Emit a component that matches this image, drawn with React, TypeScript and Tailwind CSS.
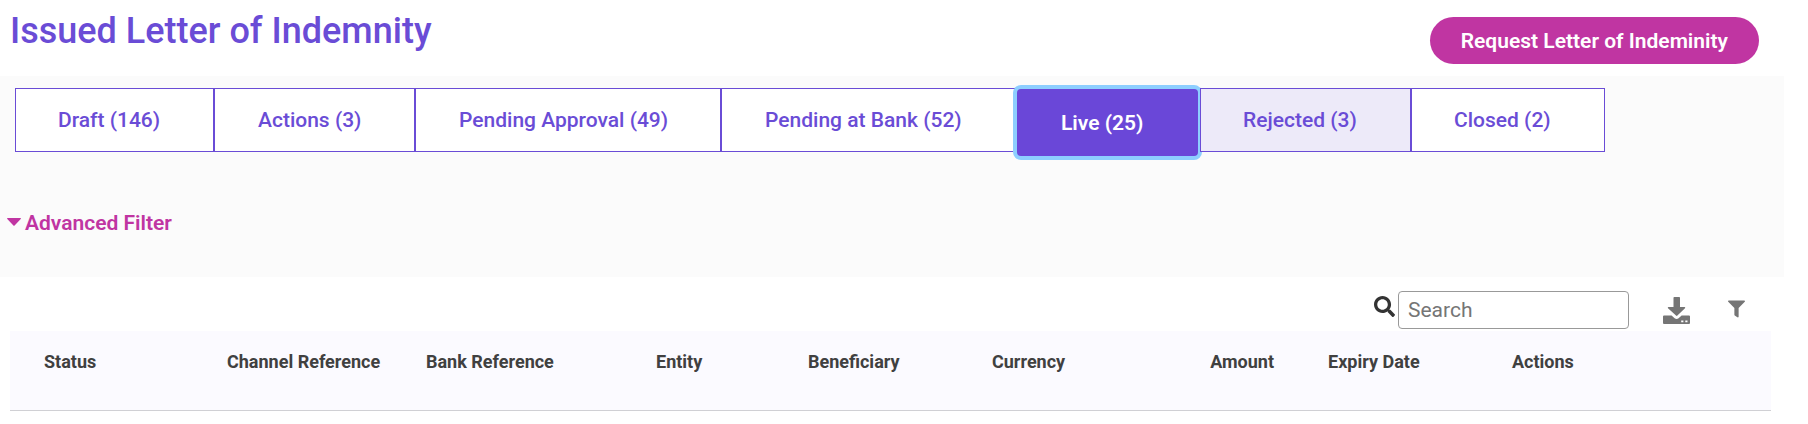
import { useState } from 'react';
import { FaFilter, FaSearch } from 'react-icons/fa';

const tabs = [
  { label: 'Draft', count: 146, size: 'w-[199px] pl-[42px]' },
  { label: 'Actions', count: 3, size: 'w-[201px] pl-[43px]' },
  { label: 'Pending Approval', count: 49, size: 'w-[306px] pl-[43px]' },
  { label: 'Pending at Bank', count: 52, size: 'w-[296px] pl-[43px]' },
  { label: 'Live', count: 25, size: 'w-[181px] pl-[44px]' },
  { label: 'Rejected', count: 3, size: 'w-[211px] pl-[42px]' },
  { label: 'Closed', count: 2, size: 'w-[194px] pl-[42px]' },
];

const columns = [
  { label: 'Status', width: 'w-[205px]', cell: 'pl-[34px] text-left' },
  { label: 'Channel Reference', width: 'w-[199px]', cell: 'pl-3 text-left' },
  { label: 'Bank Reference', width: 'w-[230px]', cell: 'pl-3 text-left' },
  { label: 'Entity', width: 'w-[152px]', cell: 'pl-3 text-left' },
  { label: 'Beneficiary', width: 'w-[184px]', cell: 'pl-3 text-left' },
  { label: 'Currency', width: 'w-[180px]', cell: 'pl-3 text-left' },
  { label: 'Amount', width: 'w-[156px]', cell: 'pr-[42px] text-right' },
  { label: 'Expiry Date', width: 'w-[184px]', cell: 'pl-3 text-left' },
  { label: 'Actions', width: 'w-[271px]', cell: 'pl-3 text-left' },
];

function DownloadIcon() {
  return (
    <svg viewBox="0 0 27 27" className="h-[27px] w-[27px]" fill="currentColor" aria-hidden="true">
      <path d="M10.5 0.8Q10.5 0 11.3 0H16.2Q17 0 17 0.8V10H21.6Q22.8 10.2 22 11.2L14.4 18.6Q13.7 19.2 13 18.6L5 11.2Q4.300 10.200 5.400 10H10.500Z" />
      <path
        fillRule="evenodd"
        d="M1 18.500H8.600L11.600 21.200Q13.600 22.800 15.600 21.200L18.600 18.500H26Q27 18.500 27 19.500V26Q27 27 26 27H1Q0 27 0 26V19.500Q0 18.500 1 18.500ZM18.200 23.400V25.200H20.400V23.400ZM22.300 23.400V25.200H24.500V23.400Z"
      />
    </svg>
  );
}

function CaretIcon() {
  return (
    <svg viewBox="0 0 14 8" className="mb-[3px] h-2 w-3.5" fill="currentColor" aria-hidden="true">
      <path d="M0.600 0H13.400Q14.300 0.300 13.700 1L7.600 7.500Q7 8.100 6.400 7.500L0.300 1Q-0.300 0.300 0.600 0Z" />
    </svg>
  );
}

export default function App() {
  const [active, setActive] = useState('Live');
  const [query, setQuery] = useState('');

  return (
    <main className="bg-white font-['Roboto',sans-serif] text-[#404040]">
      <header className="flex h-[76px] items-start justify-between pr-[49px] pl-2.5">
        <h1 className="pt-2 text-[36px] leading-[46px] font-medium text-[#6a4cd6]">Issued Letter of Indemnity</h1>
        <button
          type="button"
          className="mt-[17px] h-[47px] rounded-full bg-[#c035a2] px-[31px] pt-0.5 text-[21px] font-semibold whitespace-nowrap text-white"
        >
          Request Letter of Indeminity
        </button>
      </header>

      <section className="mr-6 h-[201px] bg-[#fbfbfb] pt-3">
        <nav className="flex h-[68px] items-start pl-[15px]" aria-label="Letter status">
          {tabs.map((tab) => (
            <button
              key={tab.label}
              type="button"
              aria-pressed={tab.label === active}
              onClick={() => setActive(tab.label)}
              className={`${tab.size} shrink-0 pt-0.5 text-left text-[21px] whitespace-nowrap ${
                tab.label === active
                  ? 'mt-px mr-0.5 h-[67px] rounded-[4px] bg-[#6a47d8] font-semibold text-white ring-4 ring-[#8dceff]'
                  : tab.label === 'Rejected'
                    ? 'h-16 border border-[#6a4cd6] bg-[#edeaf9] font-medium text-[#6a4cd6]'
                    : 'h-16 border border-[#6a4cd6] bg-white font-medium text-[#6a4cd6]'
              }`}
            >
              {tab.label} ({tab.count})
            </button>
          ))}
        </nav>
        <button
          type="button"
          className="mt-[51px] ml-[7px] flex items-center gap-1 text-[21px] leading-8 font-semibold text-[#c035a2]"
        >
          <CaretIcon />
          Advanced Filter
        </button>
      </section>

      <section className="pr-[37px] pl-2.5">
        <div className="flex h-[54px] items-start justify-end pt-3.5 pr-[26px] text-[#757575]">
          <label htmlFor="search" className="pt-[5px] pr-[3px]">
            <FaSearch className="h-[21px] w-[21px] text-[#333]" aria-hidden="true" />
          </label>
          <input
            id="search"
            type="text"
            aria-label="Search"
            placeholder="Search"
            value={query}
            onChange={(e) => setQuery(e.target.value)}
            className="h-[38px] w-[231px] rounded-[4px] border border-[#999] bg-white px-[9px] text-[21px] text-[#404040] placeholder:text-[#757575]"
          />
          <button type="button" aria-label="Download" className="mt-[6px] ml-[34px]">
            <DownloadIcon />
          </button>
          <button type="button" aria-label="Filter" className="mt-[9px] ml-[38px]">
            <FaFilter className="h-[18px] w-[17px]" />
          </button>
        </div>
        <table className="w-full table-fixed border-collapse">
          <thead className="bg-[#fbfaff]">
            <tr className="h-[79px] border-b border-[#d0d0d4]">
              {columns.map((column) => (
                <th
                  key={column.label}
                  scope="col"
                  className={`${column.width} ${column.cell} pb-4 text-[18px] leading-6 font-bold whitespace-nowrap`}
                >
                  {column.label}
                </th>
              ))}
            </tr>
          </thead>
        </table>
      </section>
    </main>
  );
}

• Exercise goal:
Restate the data above exactly, stripping out each image.

• Reply:
Emit a component that matches this image, drawn with React, TypeScript and Tailwind CSS.
import { useState } from 'react';
import { FaFilter, FaSearch } from 'react-icons/fa';

const tabs = [
  { label: 'Draft', count: 146, size: 'w-[199px] pl-[42px]' },
  { label: 'Actions', count: 3, size: 'w-[201px] pl-[43px]' },
  { label: 'Pending Approval', count: 49, size: 'w-[306px] pl-[43px]' },
  { label: 'Pending at Bank', count: 52, size: 'w-[296px] pl-[43px]' },
  { label: 'Live', count: 25, size: 'w-[181px] pl-[44px]' },
  { label: 'Rejected', count: 3, size: 'w-[211px] pl-[42px]' },
  { label: 'Closed', count: 2, size: 'w-[194px] pl-[42px]' },
];

const columns = [
  { label: 'Status', width: 'w-[205px]', cell: 'pl-[34px] text-left' },
  { label: 'Channel Reference', width: 'w-[199px]', cell: 'pl-3 text-left' },
  { label: 'Bank Reference', width: 'w-[230px]', cell: 'pl-3 text-left' },
  { label: 'Entity', width: 'w-[152px]', cell: 'pl-3 text-left' },
  { label: 'Beneficiary', width: 'w-[184px]', cell: 'pl-3 text-left' },
  { label: 'Currency', width: 'w-[180px]', cell: 'pl-3 text-left' },
  { label: 'Amount', width: 'w-[156px]', cell: 'pr-[42px] text-right' },
  { label: 'Expiry Date', width: 'w-[184px]', cell: 'pl-3 text-left' },
  { label: 'Actions', width: 'w-[271px]', cell: 'pl-3 text-left' },
];

function DownloadIcon() {
  return (
    <svg viewBox="0 0 27 27" className="h-[27px] w-[27px]" fill="currentColor" aria-hidden="true">
      <path d="M10.5 0.8Q10.5 0 11.3 0H16.2Q17 0 17 0.8V10H21.6Q22.8 10.2 22 11.2L14.4 18.6Q13.7 19.2 13 18.6L5 11.2Q4.300 10.200 5.400 10H10.500Z" />
      <path
        fillRule="evenodd"
        d="M1 18.500H8.600L11.600 21.200Q13.600 22.800 15.600 21.200L18.600 18.500H26Q27 18.500 27 19.500V26Q27 27 26 27H1Q0 27 0 26V19.500Q0 18.500 1 18.500ZM18.200 23.400V25.200H20.400V23.400ZM22.300 23.400V25.200H24.500V23.400Z"
      />
    </svg>
  );
}

function CaretIcon() {
  return (
    <svg viewBox="0 0 14 8" className="mb-[3px] h-2 w-3.5" fill="currentColor" aria-hidden="true">
      <path d="M0.600 0H13.400Q14.300 0.300 13.700 1L7.600 7.500Q7 8.100 6.400 7.500L0.300 1Q-0.300 0.300 0.600 0Z" />
    </svg>
  );
}

export default function App() {
  const [active, setActive] = useState('Live');
  const [query, setQuery] = useState('');

  return (
    <main className="bg-white font-['Roboto',sans-serif] text-[#404040]">
      <header className="flex h-[76px] items-start justify-between pr-[49px] pl-2.5">
        <h1 className="pt-2 text-[36px] leading-[46px] font-medium text-[#6a4cd6]">Issued Letter of Indemnity</h1>
        <button
          type="button"
          className="mt-[17px] h-[47px] rounded-full bg-[#c035a2] px-[31px] pt-0.5 text-[21px] font-semibold whitespace-nowrap text-white"
        >
          Request Letter of Indeminity
        </button>
      </header>

      <section className="mr-6 h-[201px] bg-[#fbfbfb] pt-3">
        <nav className="flex h-[68px] items-start pl-[15px]" aria-label="Letter status">
          {tabs.map((tab) => (
            <button
              key={tab.label}
              type="button"
              aria-pressed={tab.label === active}
              onClick={() => setActive(tab.label)}
              className={`${tab.size} shrink-0 pt-0.5 text-left text-[21px] whitespace-nowrap ${
                tab.label === active
                  ? 'mt-px mr-0.5 h-[67px] rounded-[4px] bg-[#6a47d8] font-semibold text-white ring-4 ring-[#8dceff]'
                  : tab.label === 'Rejected'
                    ? 'h-16 border border-[#6a4cd6] bg-[#edeaf9] font-medium text-[#6a4cd6]'
                    : 'h-16 border border-[#6a4cd6] bg-white font-medium text-[#6a4cd6]'
              }`}
            >
              {tab.label} ({tab.count})
            </button>
          ))}
        </nav>
        <button
          type="button"
          className="mt-[51px] ml-[7px] flex items-center gap-1 text-[21px] leading-8 font-semibold text-[#c035a2]"
        >
          <CaretIcon />
          Advanced Filter
        </button>
      </section>

      <section className="pr-[37px] pl-2.5">
        <div className="flex h-[54px] items-start justify-end pt-3.5 pr-[26px] text-[#757575]">
          <label htmlFor="search" className="pt-[5px] pr-[3px]">
            <FaSearch className="h-[21px] w-[21px] text-[#333]" aria-hidden="true" />
          </label>
          <input
            id="search"
            type="text"
            aria-label="Search"
            placeholder="Search"
            value={query}
            onChange={(e) => setQuery(e.target.value)}
            className="h-[38px] w-[231px] rounded-[4px] border border-[#999] bg-white px-[9px] text-[21px] text-[#404040] placeholder:text-[#757575]"
          />
          <button type="button" aria-label="Download" className="mt-[6px] ml-[34px]">
            <DownloadIcon />
          </button>
          <button type="button" aria-label="Filter" className="mt-[9px] ml-[38px]">
            <FaFilter className="h-[18px] w-[17px]" />
          </button>
        </div>
        <table className="w-full table-fixed border-collapse">
          <thead className="bg-[#fbfaff]">
            <tr className="h-[79px] border-b border-[#d0d0d4]">
              {columns.map((column) => (
                <th
                  key={column.label}
                  scope="col"
                  className={`${column.width} ${column.cell} pb-4 text-[18px] leading-6 font-bold whitespace-nowrap`}
                >
                  {column.label}
                </th>
              ))}
            </tr>
          </thead>
        </table>
      </section>
    </main>
  );
}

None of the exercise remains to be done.